Após isso, o CNJ interveio nos autos e o relator superveniente de tal processo considerou-se incompetente e o remeteu ao STF.

A estranha decisão do des. Ubaldo nunca foi sequer cumprida pelo TJGO, tendo em vista sua esdrúxula antijuridicidade. O desembargador que o sucedeu, ao se dar por incompetente, implicitamente considerou os atos decisórios pretéritos sem efeito, conforme dispõe o Código de Processo Civil (art. 113, parágrafo 2o) e ampla jurisprudência[5].

Mas em 3.3.2011 o concurso foi realmente suspenso por decisão do STF em processo que discutia apenas a valoração de títulos. Isso foi resolvido em dezembro de 2013, quando o STF e o CNJ determinaram que fosse o concurso finalmente finalizado.

A sessão de escolha das serventias pelos candidatos, e outorga, foi finalmente designada para 2.4.2014 (quase 6 anos após o início do concurso).

E é aqui que entram os interinos com a sua derradeira arma: contrataram mais uma vez o ex-ministro Sepúlveda Pertence para tentar reavivar aquela esdrúxula liminar do desembargador João Ubaldo para, mais uma vez, atravancar o concurso. Tentam, após mais de seis anos do seu início, impedir novamente a finalização do certame e possibilitar a eternização da prática feudal cartorial no Estado de Goiás.

Assim, o advogado e ex-ministro do STF Sepúlveda Pertence intentou em 11.3.2014 o Pedido de Providências n. 0001698-80.2014.2.00.0000, por meio do qual pede que o certame seja suspenso por força daquela falecida e esdrúxula liminar deferida por um desembargador suspeito que, logo após decidir, aposentou-se e se livrou da atuação do órgão censório.

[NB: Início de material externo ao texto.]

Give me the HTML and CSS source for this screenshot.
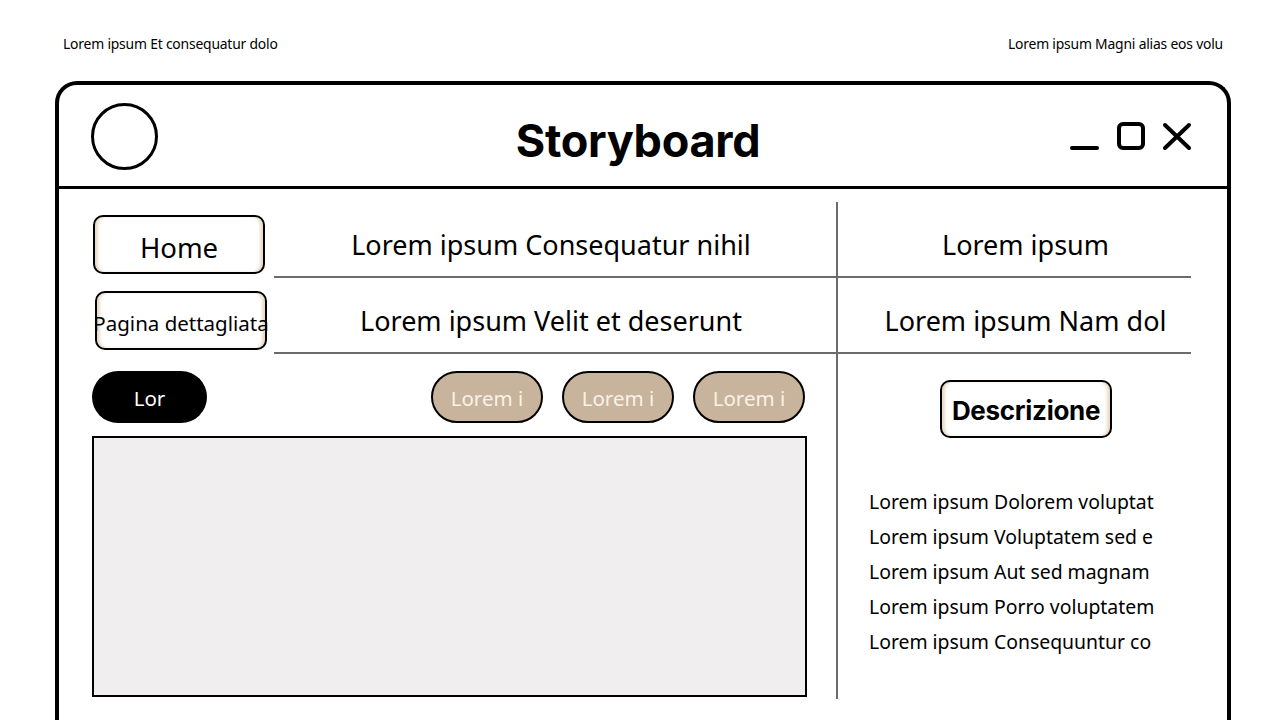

Sabe-se que até o mais terrível criminoso tem o direito de ser defendido por advogado.

Não se critica, portanto, o notável ex-ministro pela defesa de tão nefasto ideal anti-republicano (manutenção da feição hereditária das titularidades de cartório extrajudicial), pois está apenas exercendo a sua profissão conforme acordo laboral acertado.

O que chama a atenção é o fato de que agora veremos como se comporta o Judiciário, notadamente o CNJ e STF, quando se depara com um pleito direcionado a um objetivo tão vergonhoso quanto esse, mas, por outro lado, assinado por um antigo e respeitado amigo.

Veremos nos próximos capítulos se a contratação do peso do nome de um jurista, e sua proximidade dos julgadores, sobrepuja a lógica jurídica republicana da nossa Constituição Cidadã.

A ANDECC, os quase 200 candidatos aprovados, o meio jurídico e a sociedade em geral aguardam com atenção a resposta a esta pergunta.